Но это малые наслоения. Главным же было все нарастающее ощущение польской трагедии, глубоких исторических, социальных, национальных корней антирусских настроений. И нашей трагедии. Горькое и постыдное ощущение вины, соучастия.
Артур Сандауер, переводчик и критик, принадлежал к тем, кто не верил, никогда не обольщался. Мы сразу начали спорить с ним о рассказе Брандыса „Оборона Гренады“. Перед моим отъездом в Варшаву этот рассказ решили — на волне XX съезда — печатать у нас в журнале. Это был, пожалуй, тот момент, когда Чаковский сделал наибольшую уступку. Впрочем, он очень скоро одумался, редколлегия в связи с этим рассказом раскололась. Мне предстояло выяснить точки зрения в Польше.
Этот рассказ и сегодня у нас не опубликован. Потому что там не просто „разоблачение культа личности и его последствий“. Там есть чиновник от искусства Фауль, задача которого уговорить хороших, честных ребят, что ставить пьесу Маяковского „Баня“ — вредно, а надо ставить, в интересах революции, бездарную польскую производственную поделку „Ударная бригада“. Фауль — образ типичный, порождение системы.
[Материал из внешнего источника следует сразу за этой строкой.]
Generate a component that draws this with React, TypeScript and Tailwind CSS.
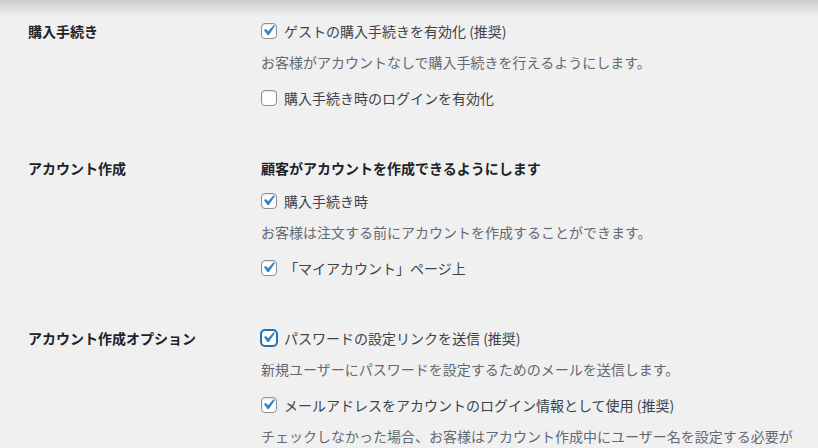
import React from 'react';

type Item =
  | { kind: 'check'; label: string; checked: boolean; focused?: boolean }
  | { kind: 'desc'; text: string }
  | { kind: 'heading'; text: string };

type Section = { title: string; items: Item[] };

const sections: Section[] = [
  {
    title: '購入手続き',
    items: [
      { kind: 'check', label: 'ゲストの購入手続きを有効化 (推奨)', checked: true },
      { kind: 'desc', text: 'お客様がアカウントなしで購入手続きを行えるようにします。' },
      { kind: 'check', label: '購入手続き時のログインを有効化', checked: false },
    ],
  },
  {
    title: 'アカウント作成',
    items: [
      { kind: 'heading', text: '顧客がアカウントを作成できるようにします' },
      { kind: 'check', label: '購入手続き時', checked: true },
      { kind: 'desc', text: 'お客様は注文する前にアカウントを作成することができます。' },
      { kind: 'check', label: '「マイアカウント」ページ上', checked: true },
    ],
  },
  {
    title: 'アカウント作成オプション',
    items: [
      { kind: 'check', label: 'パスワードの設定リンクを送信 (推奨)', checked: true, focused: true },
      { kind: 'desc', text: '新規ユーザーにパスワードを設定するためのメールを送信します。' },
      { kind: 'check', label: 'メールアドレスをアカウントのログイン情報として使用 (推奨)', checked: true },
      {
        kind: 'desc',
        text: 'チェックしなかった場合、お客様はアカウント作成中にユーザー名を設定する必要があります。',
      },
    ],
  },
];

function Checkbox({ checked, focused }: { checked: boolean; focused?: boolean }) {
  return (
    <span
      className={
        focused
          ? 'relative inline-block w-4 h-4 shrink-0 rounded-[4px] bg-white border border-[#2271b1] shadow-[0_0_0_1px_#2271b1]'
          : 'relative inline-block w-4 h-4 shrink-0 rounded-[4px] bg-white border border-[#8c8f94] shadow-[inset_0_1px_2px_rgba(0,0,0,0.1)]'
      }
    >
      {checked && (
        <svg
          viewBox="0 0 20 20"
          className="absolute w-[21px] h-[21px] left-[-4px] top-[-4px]"
        >
          <path d="M14.83 4.89l1.34.94-5.81 8.38H9.02L5.78 9.67l1.34-1.25 2.57 2.4z" fill="#3582c4" />
        </svg>
      )}
    </span>
  );
}

function Field({ item, prev }: { item: Item; prev?: Item }) {
  if (item.kind === 'heading') {
    return <div className="h-6 leading-6 font-semibold text-[#1d2327]">{item.text}</div>;
  }
  if (item.kind === 'desc') {
    return <div className="mt-[7px] leading-6 text-[#646970]">{item.text}</div>;
  }
  const gap = !prev ? '' : prev.kind === 'heading' ? 'mt-[9px]' : 'mt-[12px]';
  return (
    <label className={`flex items-center gap-[7px] h-6 text-[#3c434a] ${gap}`}>
      <Checkbox checked={item.checked} focused={item.focused} />
      <span className="leading-6">{item.label}</span>
    </label>
  );
}

export default function App() {
  return (
    <div
      className="relative w-[818px] h-[448px] overflow-hidden bg-[#f0f0f1] text-[14px]"
      style={{ fontFamily: '"Noto Sans CJK JP", "Noto Sans", sans-serif' }}
    >
      <div className="absolute inset-x-0 top-0 h-[16px] bg-gradient-to-b from-[#cbcbcc] to-[#f0f0f1]/0 pointer-events-none" />
      <div className="flex flex-col gap-[46px] pt-[19px] pl-[28px]">
        {sections.map(s => (
          <div key={s.title} className="flex">
            <div className="w-[233px] shrink-0 h-6 leading-6 font-semibold text-[#1d2327]">{s.title}</div>
            <div className="flex-1 pr-[20px]">
              {s.items.map((it, i) => (
                <Field key={i} item={it} prev={s.items[i - 1]} />
              ))}
            </div>
          </div>
        ))}
      </div>
    </div>
  );
}
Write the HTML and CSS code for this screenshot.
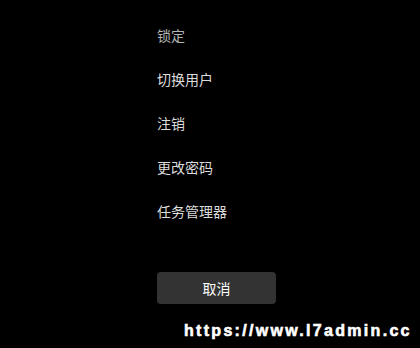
FILE: index.html
```html
<!DOCTYPE html>
<html lang="zh-CN">
<head>
  <meta charset="UTF-8" />
  <title>安全选项</title>
  <link rel="stylesheet" href="styles.css">
</head>
<body>
  <div class="screen">
    <ul class="options">
      <li class="dim">锁定</li>
      <li>切换用户</li>
      <li>注销</li>
      <li>更改密码</li>
      <li>任务管理器</li>
    </ul>
    <button class="cancel">取消</button>
  </div>
  <div class="watermark">https://www.l7admin.cc</div>
</body>
</html>
```

FILE: styles.css
```css
body {
  margin: 0;
  background: #000;
  font-family: "Noto Sans CJK SC", "Noto Sans", sans-serif;
  height: 348px;
  overflow: hidden;
}
.screen {
  padding: 13px 0 0 157px;
}
.options {
  list-style: none;
  margin: 0;
  padding: 0;
}
.options li {
  line-height: 44px;
  height: 44px;
  font-size: 14px;
  color: #dcdcdc;
}
.options li.dim {
  color: #b4b4b4;
}
.cancel {
  display: block;
  margin-top: 39px;
  width: 119px;
  height: 32px;
  background: #333;
  border: none;
  border-radius: 4px;
  color: #fff;
  font-family: inherit;
  font-size: 14px;
  padding: 0;
}
.watermark {
  position: absolute;
  left: 184px;
  top: 322px;
  font-family: "Liberation Sans", Arial, sans-serif;
  font-weight: bold;
  font-size: 16px;
  letter-spacing: 2.3px;
  color: #fff;
  -webkit-text-stroke: 0.6px #fff;
}
```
Сандауер по этому поводу гневно заметил: „Оборона Гренады“ — реакционное произведение. Они (Брандыс тоже человек 49-го года) не имеют права говорить о „Бане“. У них получается, что новое искусство будут делать только люди, совершавшие ошибки. А действительные герои те, кто были в оппозиции и тогда». Сам Сандауер во время немецкой оккупации прятался десять месяцев на чердаке и без бумаги, без карандаша, по памяти перевел «Хорошо!».
Я гордилась даже нашим н_а_м_е_р_е_н_и_е_м публиковать «Оборону Гренады», а для Польши это был пройденный этап.